“Los individuos no cuentan, pero son contados”
(Tzvetan Todorov)
Primero fuimos estadística, un número, una fracción: el porcentaje de un entero al que no se tenía derecho en razón de un nombre, una historia o la identidad. Hechos cifra, en la actual contingencia global se nos ha naturalizado como la tasa de mortalidad que sigue a la de contagio, esa cantidad de muertes que arrojada a la fosa común del dato ya no emerge como dolor o compasión, acaso como el testimonio del éxito o fracaso de una determinada gestión en materia de salud. En ningún caso como la o el vecino que ya no volveremos a ver en la calle, aquel hombre o mujer que alguna vez alimentó un álbum familiar.
Arrancados de ese lugar y solo expresión de un indetenible avance, ahora también se nos hace tweet, el impersonal mensaje que en la asepsia de sus 280 caracteres no solo permite informar del deceso de alguno o alguna de nosotros/as, como ha hecho el titular de salud y su cartera en estos días, sino del desplazamiento de los márgenes con que se puede comunicar o hacer noticia algo tan sensible. Parapetados detrás, el impacto que una a una causan las palabras de tal comunicación es equivalente al racimo expansivo de una bomba, un efecto que así como no permite ver la indolencia de su no involucramiento, tampoco deja ver que el blanco del delantal que se viste no es más que un color. Puro color.

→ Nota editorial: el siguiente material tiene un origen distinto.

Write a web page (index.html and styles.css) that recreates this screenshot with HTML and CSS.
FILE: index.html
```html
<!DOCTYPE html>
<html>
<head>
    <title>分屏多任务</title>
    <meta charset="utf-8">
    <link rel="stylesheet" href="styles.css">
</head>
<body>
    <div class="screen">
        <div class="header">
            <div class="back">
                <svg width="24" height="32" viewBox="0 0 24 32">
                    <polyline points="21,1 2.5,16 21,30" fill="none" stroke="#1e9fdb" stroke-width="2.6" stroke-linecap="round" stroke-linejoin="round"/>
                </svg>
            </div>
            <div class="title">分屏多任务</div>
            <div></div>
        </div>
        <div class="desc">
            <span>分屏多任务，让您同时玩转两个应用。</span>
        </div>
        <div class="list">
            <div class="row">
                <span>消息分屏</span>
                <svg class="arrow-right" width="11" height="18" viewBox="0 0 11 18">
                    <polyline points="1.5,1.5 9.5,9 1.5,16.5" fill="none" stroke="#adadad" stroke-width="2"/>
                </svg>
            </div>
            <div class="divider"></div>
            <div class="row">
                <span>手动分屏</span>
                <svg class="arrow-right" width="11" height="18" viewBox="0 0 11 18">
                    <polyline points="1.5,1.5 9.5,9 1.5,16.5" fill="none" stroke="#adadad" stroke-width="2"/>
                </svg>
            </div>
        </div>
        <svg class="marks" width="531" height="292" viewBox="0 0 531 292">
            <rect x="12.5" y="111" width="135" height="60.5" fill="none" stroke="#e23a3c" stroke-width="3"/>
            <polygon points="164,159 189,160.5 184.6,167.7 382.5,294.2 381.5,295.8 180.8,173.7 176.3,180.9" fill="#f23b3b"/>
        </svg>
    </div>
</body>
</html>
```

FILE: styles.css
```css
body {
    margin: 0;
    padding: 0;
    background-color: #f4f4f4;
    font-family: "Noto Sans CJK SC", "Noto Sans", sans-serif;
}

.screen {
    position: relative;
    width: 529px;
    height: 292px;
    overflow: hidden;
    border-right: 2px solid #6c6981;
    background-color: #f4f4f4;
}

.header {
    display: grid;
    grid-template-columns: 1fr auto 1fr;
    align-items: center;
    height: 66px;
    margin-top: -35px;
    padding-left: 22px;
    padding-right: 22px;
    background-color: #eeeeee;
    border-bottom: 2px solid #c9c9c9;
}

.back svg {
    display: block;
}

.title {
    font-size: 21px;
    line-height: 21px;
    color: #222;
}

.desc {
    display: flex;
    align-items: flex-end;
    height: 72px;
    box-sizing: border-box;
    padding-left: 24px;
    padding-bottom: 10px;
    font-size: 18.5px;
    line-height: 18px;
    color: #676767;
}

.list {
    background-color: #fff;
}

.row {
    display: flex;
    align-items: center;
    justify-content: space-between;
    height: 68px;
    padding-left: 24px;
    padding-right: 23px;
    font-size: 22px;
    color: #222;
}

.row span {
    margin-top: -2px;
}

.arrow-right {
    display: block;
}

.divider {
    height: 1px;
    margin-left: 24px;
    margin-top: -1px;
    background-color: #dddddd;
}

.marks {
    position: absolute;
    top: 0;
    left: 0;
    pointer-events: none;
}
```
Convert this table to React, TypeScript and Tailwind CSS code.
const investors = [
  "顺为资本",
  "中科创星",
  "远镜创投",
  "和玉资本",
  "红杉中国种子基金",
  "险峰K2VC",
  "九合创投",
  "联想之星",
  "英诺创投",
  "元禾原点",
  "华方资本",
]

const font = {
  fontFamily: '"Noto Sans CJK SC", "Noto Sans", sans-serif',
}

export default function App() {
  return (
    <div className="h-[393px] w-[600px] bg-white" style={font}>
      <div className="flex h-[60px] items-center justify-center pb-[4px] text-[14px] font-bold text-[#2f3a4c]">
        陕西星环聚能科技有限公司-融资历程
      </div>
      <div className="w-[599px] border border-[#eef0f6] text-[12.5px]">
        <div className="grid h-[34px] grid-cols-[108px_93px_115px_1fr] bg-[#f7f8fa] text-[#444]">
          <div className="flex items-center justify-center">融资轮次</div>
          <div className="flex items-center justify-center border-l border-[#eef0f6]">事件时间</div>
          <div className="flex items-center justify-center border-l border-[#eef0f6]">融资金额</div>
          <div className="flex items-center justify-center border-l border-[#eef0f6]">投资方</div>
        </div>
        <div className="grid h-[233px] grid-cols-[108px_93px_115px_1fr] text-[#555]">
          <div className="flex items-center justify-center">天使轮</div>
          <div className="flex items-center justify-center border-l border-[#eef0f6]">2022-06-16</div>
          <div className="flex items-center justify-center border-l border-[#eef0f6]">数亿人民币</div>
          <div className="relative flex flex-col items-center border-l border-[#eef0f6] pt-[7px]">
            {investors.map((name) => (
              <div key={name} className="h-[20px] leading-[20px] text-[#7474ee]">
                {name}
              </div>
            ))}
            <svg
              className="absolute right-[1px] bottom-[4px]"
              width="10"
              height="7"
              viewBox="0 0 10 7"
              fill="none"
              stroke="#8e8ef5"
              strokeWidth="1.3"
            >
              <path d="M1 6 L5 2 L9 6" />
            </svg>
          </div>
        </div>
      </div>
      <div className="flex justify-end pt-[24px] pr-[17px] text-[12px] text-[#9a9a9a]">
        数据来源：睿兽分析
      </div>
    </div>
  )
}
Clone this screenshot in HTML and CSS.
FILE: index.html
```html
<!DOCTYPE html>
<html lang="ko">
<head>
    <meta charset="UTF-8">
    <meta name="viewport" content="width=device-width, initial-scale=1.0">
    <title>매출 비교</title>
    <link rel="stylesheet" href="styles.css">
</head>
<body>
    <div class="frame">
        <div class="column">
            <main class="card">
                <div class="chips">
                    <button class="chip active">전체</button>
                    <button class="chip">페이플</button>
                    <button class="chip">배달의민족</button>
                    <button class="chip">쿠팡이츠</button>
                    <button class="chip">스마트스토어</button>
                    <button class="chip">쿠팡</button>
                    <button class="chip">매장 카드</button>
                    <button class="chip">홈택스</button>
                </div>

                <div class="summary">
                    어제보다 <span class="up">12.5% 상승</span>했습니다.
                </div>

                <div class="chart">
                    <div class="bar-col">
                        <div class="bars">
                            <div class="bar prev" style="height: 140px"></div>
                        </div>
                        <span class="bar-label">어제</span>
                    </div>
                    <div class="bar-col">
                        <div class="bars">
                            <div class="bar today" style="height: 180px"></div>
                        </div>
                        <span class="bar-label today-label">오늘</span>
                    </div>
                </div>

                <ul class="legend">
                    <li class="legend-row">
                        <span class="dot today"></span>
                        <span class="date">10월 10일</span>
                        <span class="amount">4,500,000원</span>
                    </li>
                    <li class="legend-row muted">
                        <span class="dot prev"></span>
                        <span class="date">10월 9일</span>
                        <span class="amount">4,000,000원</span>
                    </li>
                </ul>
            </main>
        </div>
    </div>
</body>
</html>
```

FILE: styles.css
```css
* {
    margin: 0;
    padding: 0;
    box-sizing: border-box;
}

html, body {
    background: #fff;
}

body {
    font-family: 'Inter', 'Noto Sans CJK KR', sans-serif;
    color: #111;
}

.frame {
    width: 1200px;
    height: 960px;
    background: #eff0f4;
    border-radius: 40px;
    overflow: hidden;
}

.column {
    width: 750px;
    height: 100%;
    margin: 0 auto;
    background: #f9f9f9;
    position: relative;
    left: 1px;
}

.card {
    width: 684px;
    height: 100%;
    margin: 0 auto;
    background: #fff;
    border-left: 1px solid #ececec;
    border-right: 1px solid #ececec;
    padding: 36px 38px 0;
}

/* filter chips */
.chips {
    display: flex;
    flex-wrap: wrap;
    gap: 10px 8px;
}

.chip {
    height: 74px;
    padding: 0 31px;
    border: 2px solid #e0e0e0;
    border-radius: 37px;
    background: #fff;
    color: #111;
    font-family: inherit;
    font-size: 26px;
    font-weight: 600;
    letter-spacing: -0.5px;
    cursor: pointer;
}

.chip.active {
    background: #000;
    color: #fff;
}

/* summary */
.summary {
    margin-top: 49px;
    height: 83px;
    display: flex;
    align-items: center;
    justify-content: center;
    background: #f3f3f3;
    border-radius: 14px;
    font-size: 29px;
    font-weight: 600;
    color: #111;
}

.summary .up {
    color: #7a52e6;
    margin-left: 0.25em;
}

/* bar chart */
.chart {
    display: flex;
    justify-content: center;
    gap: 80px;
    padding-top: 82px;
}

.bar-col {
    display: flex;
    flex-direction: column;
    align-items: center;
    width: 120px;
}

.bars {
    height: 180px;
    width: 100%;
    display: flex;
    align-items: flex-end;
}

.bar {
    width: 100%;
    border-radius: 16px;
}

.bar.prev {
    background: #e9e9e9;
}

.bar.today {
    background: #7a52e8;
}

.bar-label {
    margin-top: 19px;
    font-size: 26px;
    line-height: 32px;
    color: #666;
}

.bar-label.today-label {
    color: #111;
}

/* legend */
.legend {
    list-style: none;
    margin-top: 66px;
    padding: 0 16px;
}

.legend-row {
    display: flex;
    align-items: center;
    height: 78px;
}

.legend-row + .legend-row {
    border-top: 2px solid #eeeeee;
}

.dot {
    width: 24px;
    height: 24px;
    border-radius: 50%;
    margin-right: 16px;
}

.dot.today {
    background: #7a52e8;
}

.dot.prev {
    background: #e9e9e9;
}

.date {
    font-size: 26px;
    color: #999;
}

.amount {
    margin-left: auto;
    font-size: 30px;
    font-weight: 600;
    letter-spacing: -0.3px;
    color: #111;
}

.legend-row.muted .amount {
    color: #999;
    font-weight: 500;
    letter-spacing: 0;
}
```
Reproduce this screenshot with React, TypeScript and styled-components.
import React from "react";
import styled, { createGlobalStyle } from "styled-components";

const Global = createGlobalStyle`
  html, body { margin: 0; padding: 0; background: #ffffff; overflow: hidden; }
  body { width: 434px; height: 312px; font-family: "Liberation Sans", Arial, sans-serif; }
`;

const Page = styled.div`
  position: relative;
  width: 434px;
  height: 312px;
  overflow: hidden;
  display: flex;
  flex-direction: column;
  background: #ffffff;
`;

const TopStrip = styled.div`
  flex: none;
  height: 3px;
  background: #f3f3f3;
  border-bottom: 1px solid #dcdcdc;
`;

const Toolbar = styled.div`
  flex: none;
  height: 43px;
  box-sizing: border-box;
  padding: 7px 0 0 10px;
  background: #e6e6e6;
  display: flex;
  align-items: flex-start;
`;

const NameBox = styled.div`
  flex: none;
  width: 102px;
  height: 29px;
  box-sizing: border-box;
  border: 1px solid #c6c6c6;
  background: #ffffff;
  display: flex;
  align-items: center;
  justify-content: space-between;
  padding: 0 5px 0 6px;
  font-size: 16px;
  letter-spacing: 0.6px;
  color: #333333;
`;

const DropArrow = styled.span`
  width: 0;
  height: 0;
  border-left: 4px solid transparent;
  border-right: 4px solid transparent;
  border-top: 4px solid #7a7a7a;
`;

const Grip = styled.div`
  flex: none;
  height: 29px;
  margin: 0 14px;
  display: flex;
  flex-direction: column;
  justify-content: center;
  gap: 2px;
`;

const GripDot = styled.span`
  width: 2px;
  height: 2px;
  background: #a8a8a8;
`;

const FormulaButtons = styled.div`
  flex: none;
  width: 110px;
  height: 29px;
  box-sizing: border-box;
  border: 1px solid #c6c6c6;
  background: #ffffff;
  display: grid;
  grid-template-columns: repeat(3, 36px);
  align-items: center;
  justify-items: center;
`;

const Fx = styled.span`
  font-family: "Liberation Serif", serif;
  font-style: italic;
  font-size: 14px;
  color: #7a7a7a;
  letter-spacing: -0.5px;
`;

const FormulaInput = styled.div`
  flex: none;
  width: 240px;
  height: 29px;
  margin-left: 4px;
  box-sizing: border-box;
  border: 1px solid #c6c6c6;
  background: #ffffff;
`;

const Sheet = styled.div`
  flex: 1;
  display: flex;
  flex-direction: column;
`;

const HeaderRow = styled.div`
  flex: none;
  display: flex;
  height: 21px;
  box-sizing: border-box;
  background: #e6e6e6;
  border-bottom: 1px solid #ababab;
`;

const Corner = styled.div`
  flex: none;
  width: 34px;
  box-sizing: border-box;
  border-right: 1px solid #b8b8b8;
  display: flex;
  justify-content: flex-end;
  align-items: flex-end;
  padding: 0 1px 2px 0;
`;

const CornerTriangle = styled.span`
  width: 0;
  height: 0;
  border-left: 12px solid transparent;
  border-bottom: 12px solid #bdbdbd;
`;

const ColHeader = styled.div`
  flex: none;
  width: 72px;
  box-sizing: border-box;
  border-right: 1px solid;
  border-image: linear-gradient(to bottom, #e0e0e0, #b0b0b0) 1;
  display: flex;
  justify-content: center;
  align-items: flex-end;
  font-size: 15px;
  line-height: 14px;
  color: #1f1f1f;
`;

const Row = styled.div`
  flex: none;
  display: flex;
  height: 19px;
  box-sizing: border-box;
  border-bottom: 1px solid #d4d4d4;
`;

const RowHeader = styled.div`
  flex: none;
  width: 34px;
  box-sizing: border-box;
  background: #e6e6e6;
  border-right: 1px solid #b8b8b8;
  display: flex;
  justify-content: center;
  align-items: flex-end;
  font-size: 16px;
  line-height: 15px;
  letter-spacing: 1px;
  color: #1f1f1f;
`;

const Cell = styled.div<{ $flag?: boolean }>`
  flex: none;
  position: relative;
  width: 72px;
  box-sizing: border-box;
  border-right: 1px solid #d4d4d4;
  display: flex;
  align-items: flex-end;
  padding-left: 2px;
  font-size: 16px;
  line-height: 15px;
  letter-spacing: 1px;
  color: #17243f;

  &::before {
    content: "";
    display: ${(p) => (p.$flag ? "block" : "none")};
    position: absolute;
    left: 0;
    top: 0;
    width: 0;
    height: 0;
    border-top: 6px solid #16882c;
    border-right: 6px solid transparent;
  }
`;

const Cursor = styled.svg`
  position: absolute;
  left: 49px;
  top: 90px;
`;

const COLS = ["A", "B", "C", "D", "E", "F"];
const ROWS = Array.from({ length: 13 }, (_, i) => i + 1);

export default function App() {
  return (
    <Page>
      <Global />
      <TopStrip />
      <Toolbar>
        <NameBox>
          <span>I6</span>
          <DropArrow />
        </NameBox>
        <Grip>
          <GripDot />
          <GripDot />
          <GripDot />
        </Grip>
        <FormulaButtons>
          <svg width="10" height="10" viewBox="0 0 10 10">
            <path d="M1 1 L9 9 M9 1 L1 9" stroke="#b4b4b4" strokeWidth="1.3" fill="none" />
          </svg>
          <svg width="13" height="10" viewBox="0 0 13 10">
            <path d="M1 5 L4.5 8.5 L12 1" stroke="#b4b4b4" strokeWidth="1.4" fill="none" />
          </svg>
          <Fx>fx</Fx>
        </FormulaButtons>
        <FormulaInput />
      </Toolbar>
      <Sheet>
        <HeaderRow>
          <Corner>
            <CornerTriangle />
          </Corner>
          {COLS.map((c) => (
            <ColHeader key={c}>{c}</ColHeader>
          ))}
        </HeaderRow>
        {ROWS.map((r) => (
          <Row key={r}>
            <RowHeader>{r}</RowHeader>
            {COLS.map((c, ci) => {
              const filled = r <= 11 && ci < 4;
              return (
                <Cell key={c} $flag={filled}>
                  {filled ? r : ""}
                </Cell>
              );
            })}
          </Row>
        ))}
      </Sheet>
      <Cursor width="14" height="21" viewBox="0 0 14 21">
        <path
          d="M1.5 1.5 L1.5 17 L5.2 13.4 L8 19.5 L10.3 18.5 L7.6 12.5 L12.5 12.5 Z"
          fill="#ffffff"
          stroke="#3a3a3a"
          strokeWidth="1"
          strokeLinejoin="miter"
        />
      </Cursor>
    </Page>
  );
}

Ratio o menos al interior de un argumento, tal corrimiento incluso adquiere la forma de una competencia, una carrera por la información en que ésta cada vez importa menos. Y como con la escasez, dicha economía de la palabra se levanta sobre quien está al frente, ahora debajo, convirtiéndose en una suerte de telegrama: un viejo invento en que lo único nuevo era la mala nueva que traía. “Tenemos que lamentar el primer fallecido en Chile por COVID19”, una primera línea que escondida detrás de su ya no metafórica mascarilla hasta semeja una capucha: aquel pasamontañas que no hace mucho era la condensación del mal, un engendro que apenas alcanza a entenderse como comunicado oficial. “Mujer de 83 años, postrada, en la que se optó por un manejo compasivo”.
Compasión, sin embargo, que no se ve; manejo que no se informa; y una historia que se desconoce y hasta disputa entre autoridades, sin autoridad. Pugna, en suma, que no hace justicia al dolor que dice transmitir y, todavía menos, da cara a la magnitud de lo que podría significar puertas adentro del luto que ahí se inicia. Mientras, a ese primer fallecimiento le sigue otro, y su adición con un tercero y luego un cuarto, un quinto y así en más, deja de ser novedad y ese dolor, más comunicado que sentido, muta y se naturaliza en informe diario. Solo rutina y punto de prensa, que otro día sean cuatro, cinco, y hasta nueve, o que su suma llegue a 57 en el país o a 91.644 en el mundo entero (según actualización al 9 de abril), apenas roza la tragedia que es. Una inmensidad que un número, por grande que éste sea, no puede siquiera contener.
Sin esa densidad, y sin derecho a ceremonia fúnebre, la ausencia de cierre ritual que sigue amenaza como una segunda muerte, esta vez la de una comunidad que no puede renovarse en su propia compañía. Un estado de conmoción, si se quiere, que a duras penas podría derivar en consuelo, en paz o entendimiento. Trizada esa posibilidad, y obstaculizado el tránsito literal y figurado hacia esa última morada, el mensaje que se mezquina por quien ha de proteger la vida, nuestra ya alicaída autoridad, actúa como pura presentación: el ritualismo de un Estado que administra la estadística de muerte, un tipo de gestión que no ayuda a que nos podamos encontrar y reconocer en el dolor.
Diaria performance epidemiológica, “sobrevivir al coronavirus en un mundo sin conciencia nacional –como ha escrito un analista español por estos días–, o en un mercado sin ética social, no es vencer la pandemia. Es convertirse en la pandemia”. Y eso, como también ha escrito una vieja poeta nuestra, es como izar la bandera y saber que “hay muchos vidrios rotos” en ella: “trizados como la línea de una mano abierta”, partida “en banderitas para los niños”. O herida, volviendo al inicio de estas palabras, sin esa parte de nosotros que hemos ido dejando en el camino. Convertida en la fracción o el decimal de un entero, precisamente como nos muestra y no nos muestra esa estadística.
Leonardo Piña Cabrera
Académico Departamento de Antropología.